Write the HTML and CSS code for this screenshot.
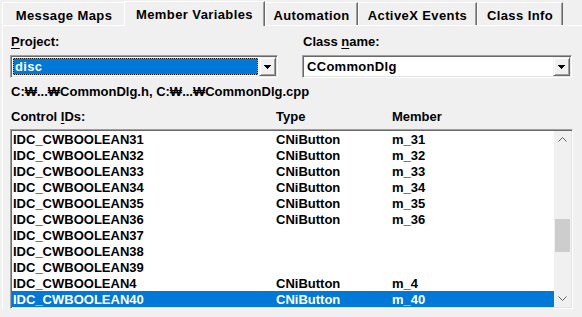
FILE: index.html
```html
<!DOCTYPE html>
<html lang="en">
    <head>
        <meta charset="utf-8">
        <title>Member Variables</title>
        <link rel="stylesheet" href="styles.css">
    </head>
    <body>
        <div class="tabs">
            <div class="tab t1">Message Maps</div>
            <div class="tab active t2">Member Variables</div>
            <div class="tab t3">Automation</div>
            <div class="tab t4">ActiveX Events</div>
            <div class="tab t5">Class Info</div>
        </div>
        <div class="panel">
            <div class="pickers">
                <div class="field">
                    <div class="label"><u>P</u>roject:</div>
                    <div class="combo">
                        <div class="combo-text focus">disc</div>
                        <div class="drop"><svg width="7" height="4" viewBox="0 0 7 4"><polygon points="0,0 7,0 3.5,4" fill="#000"/></svg></div>
                    </div>
                </div>
                <div class="field">
                    <div class="label">Class <u>n</u>ame:</div>
                    <div class="combo">
                        <div class="combo-text">CCommonDlg</div>
                        <div class="drop"><svg width="7" height="4" viewBox="0 0 7 4"><polygon points="0,0 7,0 3.5,4" fill="#000"/></svg></div>
                    </div>
                </div>
            </div>
            <div class="path">C:₩...₩CommonDlg.h, C:₩...₩CommonDlg.cpp</div>
            <div class="list-head">
                <span class="first">Control <u>I</u>Ds:</span>
                <span>Type</span>
                <span>Member</span>
            </div>
            <div class="list">
                <div class="rows">
                    <div class="row"><span class="id">IDC_CWBOOLEAN31</span><span>CNiButton</span><span>m_31</span></div>
                    <div class="row"><span class="id">IDC_CWBOOLEAN32</span><span>CNiButton</span><span>m_32</span></div>
                    <div class="row"><span class="id">IDC_CWBOOLEAN33</span><span>CNiButton</span><span>m_33</span></div>
                    <div class="row"><span class="id">IDC_CWBOOLEAN34</span><span>CNiButton</span><span>m_34</span></div>
                    <div class="row"><span class="id">IDC_CWBOOLEAN35</span><span>CNiButton</span><span>m_35</span></div>
                    <div class="row"><span class="id">IDC_CWBOOLEAN36</span><span>CNiButton</span><span>m_36</span></div>
                    <div class="row"><span class="id">IDC_CWBOOLEAN37</span><span></span><span></span></div>
                    <div class="row"><span class="id">IDC_CWBOOLEAN38</span><span></span><span></span></div>
                    <div class="row"><span class="id">IDC_CWBOOLEAN39</span><span></span><span></span></div>
                    <div class="row"><span class="id">IDC_CWBOOLEAN4</span><span>CNiButton</span><span>m_4</span></div>
                    <div class="row selected"><span class="id">IDC_CWBOOLEAN40</span><span>CNiButton</span><span>m_40</span></div>
                </div>
                <div class="vscroll">
                    <div class="arrow"><svg width="9" height="5" viewBox="0 0 9 5"><polyline points="0.5,4.5 4.5,0.5 8.5,4.5" fill="none" stroke="#606060"/></svg></div>
                    <div class="track"><div class="thumb"></div></div>
                    <div class="arrow"><svg width="9" height="5" viewBox="0 0 9 5"><polyline points="0.5,0.5 4.5,4.5 8.5,0.5" fill="none" stroke="#606060"/></svg></div>
                </div>
            </div>
        </div>
    </body>
</html>
```

FILE: styles.css
```css
body{
    margin: 0;
    background: #f0f0f0;
    color: #000;
    font-family: "Liberation Sans", Arial, "DejaVu Sans", sans-serif;
    font-weight: bold;
    font-size: 13px;
}
u{
    text-decoration: underline;
    text-underline-offset: 2px;
}

/* tab strip */
.tabs{
    display: flex;
    align-items: flex-end;
    height: 25px;
    padding-left: 2px;
}
.tab{
    box-sizing: border-box;
    height: 23px;
    padding-top: 3px;
    display: flex;
    align-items: center;
    justify-content: center;
    border-top: 1px solid #fff;
    border-left: 1px solid #fff;
    border-right: 1px solid #696969;
    box-shadow: inset -1px 0 #a0a0a0;
    white-space: nowrap;
    letter-spacing: 0.4px;
}
.t1{ width: 124px; }
.t2{ width: 141px; }
.t3{ width: 93px; }
.t4{ width: 119px; }
.t5{ width: 86px; }
.tab.active{
    position: relative;
    z-index: 1;
    height: 25px;
    margin-left: -2px;
    margin-bottom: -1px;
    padding-top: 1px;
    background: #f0f0f0;
}

/* page body */
.panel{
    margin-left: 2px;
    border-top: 1px solid #fff;
    border-left: 1px solid #fff;
    padding: 8px 0 0 7px;
}
.pickers{
    display: grid;
    grid-template-columns: 268px 270px;
    column-gap: 24px;
}
.label{
    line-height: 16px;
    padding-left: 1px;
}
.combo{
    box-sizing: border-box;
    height: 23px;
    margin-top: 5px;
    display: flex;
    border: 1px solid;
    border-color: #a0a0a0 #fff #fff #a0a0a0;
    padding: 1px;
    background: #fff;
    box-shadow: inset 1px 1px #696969, inset -1px -1px #e3e3e3;
}
.combo-text{
    flex: 1;
    margin: 1px;
    padding: 1px 0 0 1px;
    line-height: 14px;
    border: 1px solid transparent;
    letter-spacing: 0.3px;
}
.combo-text.focus{
    color: #fff;
    border: 1px dotted #f7941d;
    background: linear-gradient(#0078d7, #0078d7) padding-box, #111;
}
.drop{
    box-sizing: border-box;
    width: 17px;
    display: flex;
    align-items: center;
    justify-content: center;
    background: #f0f0f0;
    border: 1px solid;
    border-color: #f0f0f0 #696969 #696969 #f0f0f0;
    box-shadow: inset 1px 1px #fff, inset -1px -1px #a0a0a0;
}
.drop svg{
    display: block;
    shape-rendering: crispEdges;
}
.path{
    margin-top: 6px;
    line-height: 16px;
    padding-left: 1px;
}
.list-head{
    margin-top: 9px;
    display: grid;
    grid-template-columns: 266px 116px 1fr;
    line-height: 16px;
}
.list-head .first{
    padding-left: 1px;
}

/* list view */
.list{
    box-sizing: border-box;
    width: 563px;
    height: 180px;
    margin-top: 4px;
    display: flex;
    border: 1px solid;
    border-color: #a0a0a0 #fff #fff #a0a0a0;
    padding: 1px;
    background: #fff;
    box-shadow: inset 1px 1px #696969, inset -1px -1px #e3e3e3;
}
.rows{
    flex: 1;
}
.row{
    box-sizing: border-box;
    height: 16px;
    padding: 1px 0 0 1px;
    line-height: 15px;
    display: grid;
    grid-template-columns: 263px 116px 1fr;
    white-space: nowrap;
}
.row.selected{
    background: #0078d7;
    color: #fff;
}
.vscroll{
    width: 17px;
    display: flex;
    flex-direction: column;
    background: #f0f0f0;
}
.arrow{
    height: 17px;
    display: flex;
    align-items: center;
    justify-content: center;
}
.arrow svg{
    display: block;
}
.track{
    flex: 1;
}
.thumb{
    width: 15px;
    height: 33px;
    margin: 71px 0 0 1px;
    background: #cdcdcd;
}
```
§ §
Print each line of the material above exactly, with the pictures removed from your copy.

TASK SOLUTION -
Write the HTML and CSS code for this screenshot.
FILE: index.html
```html
<!DOCTYPE html>
<html lang="en">
    <head>
        <meta charset="utf-8">
        <title>Member Variables</title>
        <link rel="stylesheet" href="styles.css">
    </head>
    <body>
        <div class="tabs">
            <div class="tab t1">Message Maps</div>
            <div class="tab active t2">Member Variables</div>
            <div class="tab t3">Automation</div>
            <div class="tab t4">ActiveX Events</div>
            <div class="tab t5">Class Info</div>
        </div>
        <div class="panel">
            <div class="pickers">
                <div class="field">
                    <div class="label"><u>P</u>roject:</div>
                    <div class="combo">
                        <div class="combo-text focus">disc</div>
                        <div class="drop"><svg width="7" height="4" viewBox="0 0 7 4"><polygon points="0,0 7,0 3.5,4" fill="#000"/></svg></div>
                    </div>
                </div>
                <div class="field">
                    <div class="label">Class <u>n</u>ame:</div>
                    <div class="combo">
                        <div class="combo-text">CCommonDlg</div>
                        <div class="drop"><svg width="7" height="4" viewBox="0 0 7 4"><polygon points="0,0 7,0 3.5,4" fill="#000"/></svg></div>
                    </div>
                </div>
            </div>
            <div class="path">C:₩...₩CommonDlg.h, C:₩...₩CommonDlg.cpp</div>
            <div class="list-head">
                <span class="first">Control <u>I</u>Ds:</span>
                <span>Type</span>
                <span>Member</span>
            </div>
            <div class="list">
                <div class="rows">
                    <div class="row"><span class="id">IDC_CWBOOLEAN31</span><span>CNiButton</span><span>m_31</span></div>
                    <div class="row"><span class="id">IDC_CWBOOLEAN32</span><span>CNiButton</span><span>m_32</span></div>
                    <div class="row"><span class="id">IDC_CWBOOLEAN33</span><span>CNiButton</span><span>m_33</span></div>
                    <div class="row"><span class="id">IDC_CWBOOLEAN34</span><span>CNiButton</span><span>m_34</span></div>
                    <div class="row"><span class="id">IDC_CWBOOLEAN35</span><span>CNiButton</span><span>m_35</span></div>
                    <div class="row"><span class="id">IDC_CWBOOLEAN36</span><span>CNiButton</span><span>m_36</span></div>
                    <div class="row"><span class="id">IDC_CWBOOLEAN37</span><span></span><span></span></div>
                    <div class="row"><span class="id">IDC_CWBOOLEAN38</span><span></span><span></span></div>
                    <div class="row"><span class="id">IDC_CWBOOLEAN39</span><span></span><span></span></div>
                    <div class="row"><span class="id">IDC_CWBOOLEAN4</span><span>CNiButton</span><span>m_4</span></div>
                    <div class="row selected"><span class="id">IDC_CWBOOLEAN40</span><span>CNiButton</span><span>m_40</span></div>
                </div>
                <div class="vscroll">
                    <div class="arrow"><svg width="9" height="5" viewBox="0 0 9 5"><polyline points="0.5,4.5 4.5,0.5 8.5,4.5" fill="none" stroke="#606060"/></svg></div>
                    <div class="track"><div class="thumb"></div></div>
                    <div class="arrow"><svg width="9" height="5" viewBox="0 0 9 5"><polyline points="0.5,0.5 4.5,4.5 8.5,0.5" fill="none" stroke="#606060"/></svg></div>
                </div>
            </div>
        </div>
    </body>
</html>
```

FILE: styles.css
```css
body{
    margin: 0;
    background: #f0f0f0;
    color: #000;
    font-family: "Liberation Sans", Arial, "DejaVu Sans", sans-serif;
    font-weight: bold;
    font-size: 13px;
}
u{
    text-decoration: underline;
    text-underline-offset: 2px;
}

/* tab strip */
.tabs{
    display: flex;
    align-items: flex-end;
    height: 25px;
    padding-left: 2px;
}
.tab{
    box-sizing: border-box;
    height: 23px;
    padding-top: 3px;
    display: flex;
    align-items: center;
    justify-content: center;
    border-top: 1px solid #fff;
    border-left: 1px solid #fff;
    border-right: 1px solid #696969;
    box-shadow: inset -1px 0 #a0a0a0;
    white-space: nowrap;
    letter-spacing: 0.4px;
}
.t1{ width: 124px; }
.t2{ width: 141px; }
.t3{ width: 93px; }
.t4{ width: 119px; }
.t5{ width: 86px; }
.tab.active{
    position: relative;
    z-index: 1;
    height: 25px;
    margin-left: -2px;
    margin-bottom: -1px;
    padding-top: 1px;
    background: #f0f0f0;
}

/* page body */
.panel{
    margin-left: 2px;
    border-top: 1px solid #fff;
    border-left: 1px solid #fff;
    padding: 8px 0 0 7px;
}
.pickers{
    display: grid;
    grid-template-columns: 268px 270px;
    column-gap: 24px;
}
.label{
    line-height: 16px;
    padding-left: 1px;
}
.combo{
    box-sizing: border-box;
    height: 23px;
    margin-top: 5px;
    display: flex;
    border: 1px solid;
    border-color: #a0a0a0 #fff #fff #a0a0a0;
    padding: 1px;
    background: #fff;
    box-shadow: inset 1px 1px #696969, inset -1px -1px #e3e3e3;
}
.combo-text{
    flex: 1;
    margin: 1px;
    padding: 1px 0 0 1px;
    line-height: 14px;
    border: 1px solid transparent;
    letter-spacing: 0.3px;
}
.combo-text.focus{
    color: #fff;
    border: 1px dotted #f7941d;
    background: linear-gradient(#0078d7, #0078d7) padding-box, #111;
}
.drop{
    box-sizing: border-box;
    width: 17px;
    display: flex;
    align-items: center;
    justify-content: center;
    background: #f0f0f0;
    border: 1px solid;
    border-color: #f0f0f0 #696969 #696969 #f0f0f0;
    box-shadow: inset 1px 1px #fff, inset -1px -1px #a0a0a0;
}
.drop svg{
    display: block;
    shape-rendering: crispEdges;
}
.path{
    margin-top: 6px;
    line-height: 16px;
    padding-left: 1px;
}
.list-head{
    margin-top: 9px;
    display: grid;
    grid-template-columns: 266px 116px 1fr;
    line-height: 16px;
}
.list-head .first{
    padding-left: 1px;
}

/* list view */
.list{
    box-sizing: border-box;
    width: 563px;
    height: 180px;
    margin-top: 4px;
    display: flex;
    border: 1px solid;
    border-color: #a0a0a0 #fff #fff #a0a0a0;
    padding: 1px;
    background: #fff;
    box-shadow: inset 1px 1px #696969, inset -1px -1px #e3e3e3;
}
.rows{
    flex: 1;
}
.row{
    box-sizing: border-box;
    height: 16px;
    padding: 1px 0 0 1px;
    line-height: 15px;
    display: grid;
    grid-template-columns: 263px 116px 1fr;
    white-space: nowrap;
}
.row.selected{
    background: #0078d7;
    color: #fff;
}
.vscroll{
    width: 17px;
    display: flex;
    flex-direction: column;
    background: #f0f0f0;
}
.arrow{
    height: 17px;
    display: flex;
    align-items: center;
    justify-content: center;
}
.arrow svg{
    display: block;
}
.track{
    flex: 1;
}
.thumb{
    width: 15px;
    height: 33px;
    margin: 71px 0 0 1px;
    background: #cdcdcd;
}
```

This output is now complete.